Reporting from Greenwood, Miss. — The year America inaugurated its first black president will also be known as the year this small Delta cotton hub voted its first black mayor out of office.
Mayor Sheriel F. Perkins was up for reelection Tuesday, running on a promise to "move Greenwood forward, together." But half a century after the ugliness that reigned here during the civil rights era -- black voter registration efforts met with beatings and police dogs -- this city of 18,000 has settled into a civil but enduring separateness.
The muddy Yazoo River cuts through the heart of town, serving as the unofficial boundary between black and white Greenwood. The black majority is to the south, in middle-class bungalows and decrepit shotguns. The white minority lives mostly in the north in handsome suburban-style homes.
When Perkins, 53, a longtime City Council member, ran against a white incumbent in 2006, only 67 north-side residents voted for her -- out of 3,135 votes cast there.
On Tuesday, north Greenwood's wide, well-tended lawns were festooned with forest-green signs touting the new challenger, Carolyn McAdams. She is white. White adults waved campaign signs at passing drivers. White children were everywhere in green campaign T-shirts.
McAdams, 61, had cast herself, like Perkins, as a unifying figure.
Many blacks, she said, had come to trust her in her years working at the nearby private prison and, before that, at the housing authority.
"They know that I'm fair," she said. "I don't see color."

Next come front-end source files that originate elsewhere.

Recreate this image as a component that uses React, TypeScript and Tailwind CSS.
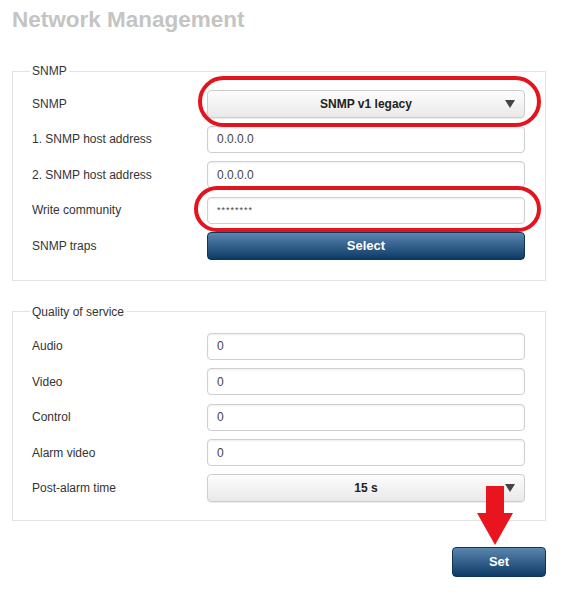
import type { ReactNode } from "react";

const font = { fontFamily: '"Liberation Sans", Arial, sans-serif' };

function Row({ label, children }: { label: string; children: ReactNode }) {
  return (
    <div className="flex h-[35.5px] items-center">
      <div className="w-[175px] shrink-0 text-[12px] text-[#333]">{label}</div>
      <div className="flex-1">{children}</div>
    </div>
  );
}

function TextInput({ value, small }: { value: string; small?: boolean }) {
  return (
    <div
      className={`flex h-[27px] items-center rounded-[4px] border border-[#cfcfcf] bg-white px-[9px] text-[#444] shadow-[inset_0_1px_2px_rgba(0,0,0,0.08)] ${
        small ? "text-[9px] tracking-[1px]" : "text-[12px]"
      }`}
    >
      {value}
    </div>
  );
}

function SelectBox({ value }: { value: string }) {
  return (
    <div className="relative flex h-[28px] items-center justify-center rounded-[4px] border border-[#cdcdcd] bg-gradient-to-b from-[#fdfdfd] to-[#e9e9e9] text-[12px] font-bold text-[#222] shadow-[0_1px_1px_rgba(0,0,0,0.08)]">
      {value}
      <span className="absolute right-[9px] top-1/2 h-0 w-0 -translate-y-1/2 border-x-[5px] border-t-[8px] border-x-transparent border-t-[#444]" />
    </div>
  );
}

function BlueButton({ label, className = "" }: { label: string; className?: string }) {
  return (
    <div
      className={`flex items-center justify-center rounded-[4px] border border-[#0d3557] bg-gradient-to-b from-[#5a86b0] to-[#0b3b67] text-[13px] font-bold text-white ${className}`}
    >
      {label}
    </div>
  );
}

function Group({ title, children, className = "pb-[16px] pt-[6px]" }: { title: string; children: ReactNode; className?: string }) {
  return (
    <fieldset className={`relative border border-[#e3e3e3] pl-[19px] pr-[20px] ${className}`}>
      <legend className="-ml-[2px] px-[2px] text-[12px] text-[#333]">{title}</legend>
      {children}
    </fieldset>
  );
}

export default function App() {
  return (
    <div className="h-[604px] w-[580px] bg-white pl-[12px] pt-[7px]" style={font}>
      <h1 className="text-[22.5px] font-bold leading-[26px] text-[#c4c4c4]">Network Management</h1>

      <div className="mt-[29px] w-[534px]">
        <Group title="SNMP">
          <Row label="SNMP">
            <SelectBox value="SNMP v1 legacy" />
          </Row>
          <Row label="1. SNMP host address">
            <TextInput value="0.0.0.0" />
          </Row>
          <Row label="2. SNMP host address">
            <TextInput value="0.0.0.0" />
          </Row>
          <Row label="Write community">
            <TextInput value="********" small />
          </Row>
          <Row label="SNMP traps">
            <BlueButton label="Select" className="h-[28px]" />
          </Row>

          {/* annotation rings */}
          <div className="pointer-events-none absolute left-[185px] top-[-4px] h-[51px] w-[343px] rounded-[26px] border-[4px] border-[#e3141d]" />
          <div className="pointer-events-none absolute left-[181px] top-[106px] h-[46px] w-[347px] rounded-[23px] border-[4px] border-[#e3141d]" />
        </Group>

        <div className="h-[22px]" />

        <Group title="Quality of service" className="pb-[14px] pt-[8px]">
          <Row label="Audio">
            <TextInput value="0" />
          </Row>
          <Row label="Video">
            <TextInput value="0" />
          </Row>
          <Row label="Control">
            <TextInput value="0" />
          </Row>
          <Row label="Alarm video">
            <TextInput value="0" />
          </Row>
          <Row label="Post-alarm time">
            <SelectBox value="15 s" />
          </Row>
        </Group>

        <div className="relative mt-[26px] flex justify-end">
          <svg
            className="absolute left-[463px] top-[-61px]"
            width="40"
            height="62"
            viewBox="0 0 40 62"
          >
            <path d="M11 0 H29 V27 H38 L20 59 L2 27 H11 Z" fill="#e8141e" />
          </svg>
          <BlueButton label="Set" className="h-[30px] w-[94px]" />
        </div>
      </div>
    </div>
  );
}
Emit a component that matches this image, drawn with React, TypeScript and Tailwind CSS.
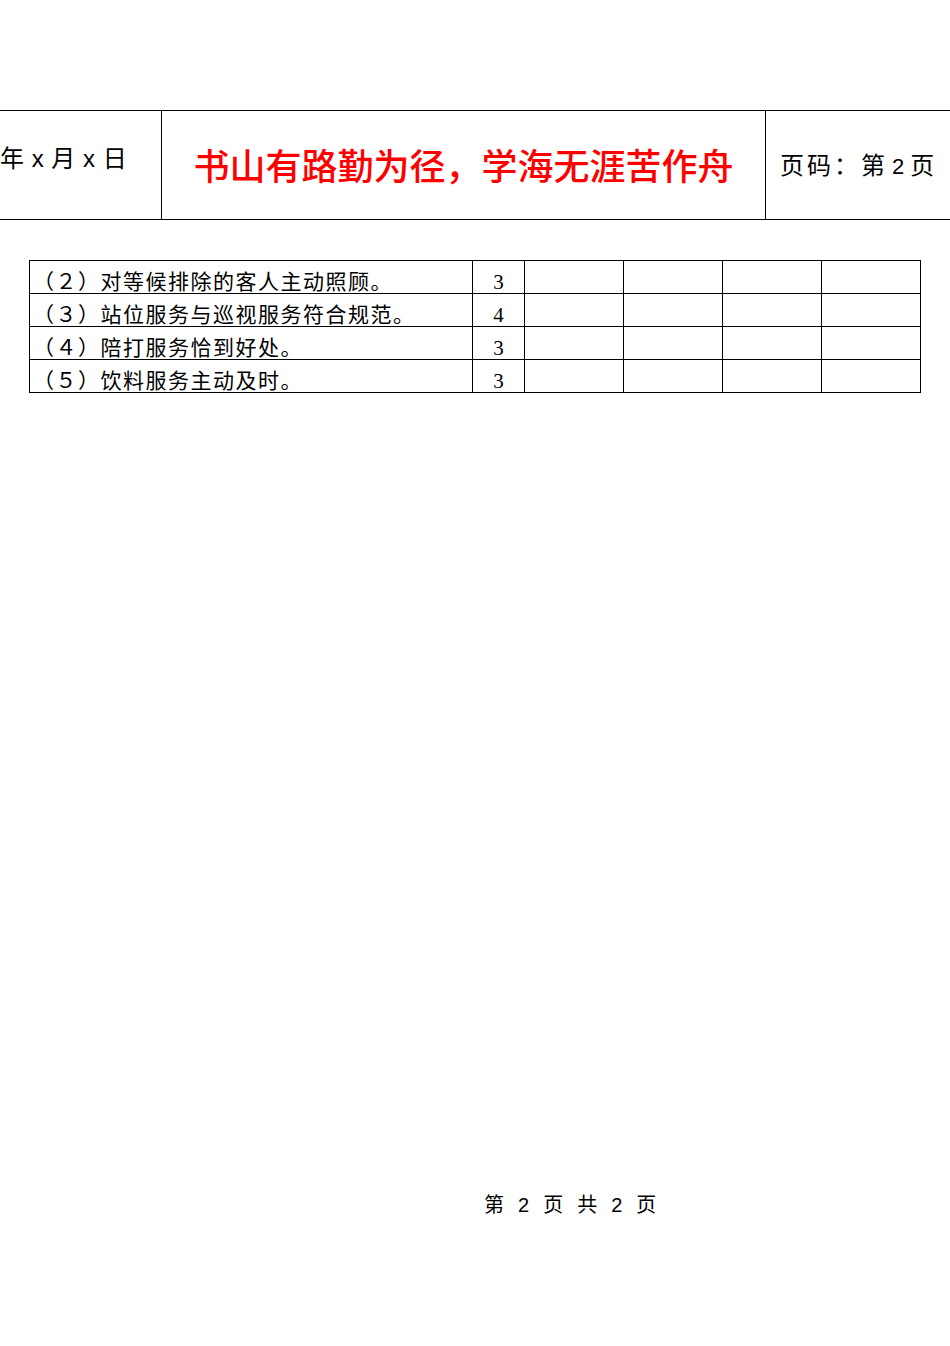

But color, as many voters acknowledged, was at the heart of this election. McAdams' supporters had few direct criticisms of the sitting mayor's performance, though some were turned off by her numerous liens for nonpayment of taxes.
What they really didn't like, they said, was the black political clique surrounding her -- especially the clique's gray eminence, state Sen. David Jordan. It was Jordan, 76, who filed a lawsuit that ultimately led to blacks being elected to the City Council, where they have held a majority for a number of years.
These days, white voters said in interviews, it seemed like it was the black clique that was dividing the city by constantly playing the race card.
"They keep something going all the time between the blacks and whites," said Betty Killebrew, 72. "And it doesn't need to be that way."